Ask any human resources consultant where financial compensation ranks in the hierarchy of employee requirements, and you're likely to get a range of answers. Some say it's the most important thing. Others declare wages are the only important thing. Still others say that while financial compensation isn't the most important thing, it's important enough that if your pay isn't fair, all the other employee benefits in the world may not be enough to keep employees on board.
Obviously, it's important to know whether you're paying enough and how to get the most for what you're paying. In addition, you have to know how to bolster the actual dollars you lay out in salary and wages with nonfinancial compensation.

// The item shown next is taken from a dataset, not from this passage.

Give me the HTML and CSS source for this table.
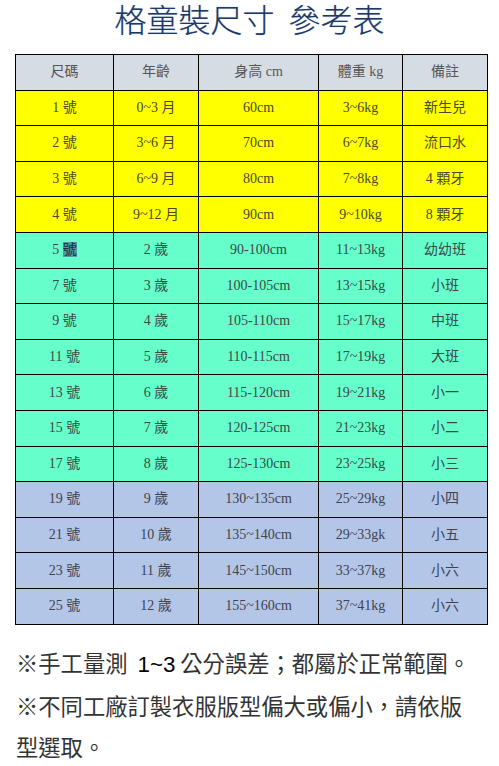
FILE: index.html
```html
<!DOCTYPE html>
<html lang="zh-Hant">
<head>
<meta charset="utf-8">
<link rel="stylesheet" href="styles.css">
</head>
<body>
<h1 class="title">格童裝尺寸&nbsp; 參考表</h1>
<table class="size-table">
  <colgroup>
    <col class="c1"><col class="c2"><col class="c3"><col class="c4"><col class="c5">
  </colgroup>
  <thead>
    <tr class="head"><th>尺碼</th><th>年齡</th><th>身高 cm</th><th>體重 kg</th><th>備註</th></tr>
  </thead>
  <tbody>
    <tr class="yellow"><td>1 號</td><td>0~3 月</td><td>60cm</td><td>3~6kg</td><td>新生兒</td></tr>
    <tr class="yellow"><td>2 號</td><td>3~6 月</td><td>70cm</td><td>6~7kg</td><td>流口水</td></tr>
    <tr class="yellow"><td>3 號</td><td>6~9 月</td><td>80cm</td><td>7~8kg</td><td>4 顆牙</td></tr>
    <tr class="yellow"><td>4 號</td><td>9~12 月</td><td>90cm</td><td>9~10kg</td><td>8 顆牙</td></tr>
    <tr class="green"><td>5 <span class="sel">號</span></td><td>2 歲</td><td>90-100cm</td><td>11~13kg</td><td>幼幼班</td></tr>
    <tr class="green"><td>7 號</td><td>3 歲</td><td>100-105cm</td><td>13~15kg</td><td>小班</td></tr>
    <tr class="green"><td>9 號</td><td>4 歲</td><td>105-110cm</td><td>15~17kg</td><td>中班</td></tr>
    <tr class="green"><td>11 號</td><td>5 歲</td><td>110-115cm</td><td>17~19kg</td><td>大班</td></tr>
    <tr class="green"><td>13 號</td><td>6 歲</td><td>115-120cm</td><td>19~21kg</td><td>小一</td></tr>
    <tr class="green"><td>15 號</td><td>7 歲</td><td>120-125cm</td><td>21~23kg</td><td>小二</td></tr>
    <tr class="green"><td>17 號</td><td>8 歲</td><td>125-130cm</td><td>23~25kg</td><td>小三</td></tr>
    <tr class="blue"><td>19 號</td><td>9 歲</td><td>130~135cm</td><td>25~29kg</td><td>小四</td></tr>
    <tr class="blue"><td>21 號</td><td>10 歲</td><td>135~140cm</td><td>29~33gk</td><td>小五</td></tr>
    <tr class="blue"><td>23 號</td><td>11 歲</td><td>145~150cm</td><td>33~37kg</td><td>小六</td></tr>
    <tr class="blue"><td>25 號</td><td>12 歲</td><td>155~160cm</td><td>37~41kg</td><td>小六</td></tr>
  </tbody>
</table>
<div class="notes">
  <p class="note">※手工量測&nbsp; <span class="num">1~3</span> 公分誤差；都屬於正常範圍。</p>
  <p class="note">※不同工廠訂製衣服版型偏大或偏小，請依版型選取。</p>
</div>
</body>
</html>
```

FILE: styles.css
```css
html, body {
  margin: 0;
  padding: 0;
  background: #ffffff;
}
body {
  font-family: "Liberation Serif", "Noto Sans CJK TC", serif;
  color: #404040;
}
.title {
  margin: 0;
  height: 54px;
  padding-top: 2px;
  box-sizing: border-box;
  text-align: center;
  font-family: "Noto Sans CJK TC", sans-serif;
  font-weight: 300;
  font-size: 32px;
  line-height: 32px;
  color: #1f3864;
  text-shadow: 0 0 1px #8eaadb;
}
.size-table {
  margin-left: 15px;
  width: 472px;
  table-layout: fixed;
  border-collapse: collapse;
  font-size: 14px;
}
.c1 { width: 98px; }
.c2 { width: 85px; }
.c3 { width: 120px; }
.c4 { width: 84px; }
.c5 { width: 85px; }
.size-table th,
.size-table td {
  border: 1.5px solid #000;
  height: 34.6px;
  padding: 0;
  text-align: center;
  vertical-align: middle;
  font-weight: 400;
  line-height: 16px;
}
.head th {
  background: #d6dce4;
  color: #555;
}
.yellow td { background: #ffff00; color: #4a4a2a; }
.green td { background: #66ffcc; color: #3a4a44; }
.blue td { background: #b4c6e7; color: #3e4350; }
.sel {
  background: #4f9aa0;
  color: #1a2b40;
}
.notes {
  margin-top: 17px;
  padding-left: 16px;
  width: 455px;
  font-family: "Noto Sans CJK TC", sans-serif;
  font-size: 22.3px;
  line-height: 41px;
  color: #333;
}
.note {
  margin: 0;
}
.num {
  font-family: "Liberation Sans", sans-serif;
  color: #000;
}
```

You don't pay employees in a vacuum. That's another way of saying that the level of compensation that will attract and keep employees is set primarily by other employers. While there's no formula that will tell you the ideal salary for each position within your company, there are appropriate ranges. Some of the key sources for determining suitable salary ranges for your employees are:
- Classified ad listings for specific positions, both in your daily newspaper and on the internet
- Professional and trade organizations for the specific fields in which you're hiring. Most organizations regularly publish salary data.
- Human resources consultants
- Specialized recruiters in the appropriate fields
While no one can discount the importance of financial rewards, keep in mind that today's job candidates are more concerned with corporate environment and quality-of-life issues than ever before. In an executive survey conducted by Robert Half International, corporate culture rivaled employee benefits in importance for candidates during job interviews. Many small businesses use this trend as a competitive advantage, offering such nonfinancial perks as flexible work schedules, casual dress days, additional vacation time and telecommuting opportunities. The costs of this approach are minimal, particularly when compared to the value-added benefits of improved recruitment, productivity and retention.
Regardless of the monetary and nonmonetary ways you compensate your employees, creating an employee-friendly environment and determining competitive compensation ranges take time. Both require being flexible and adaptable to changing workplace trends and local conditions. The investment is worth it--the difference between a good company and a great company is its people.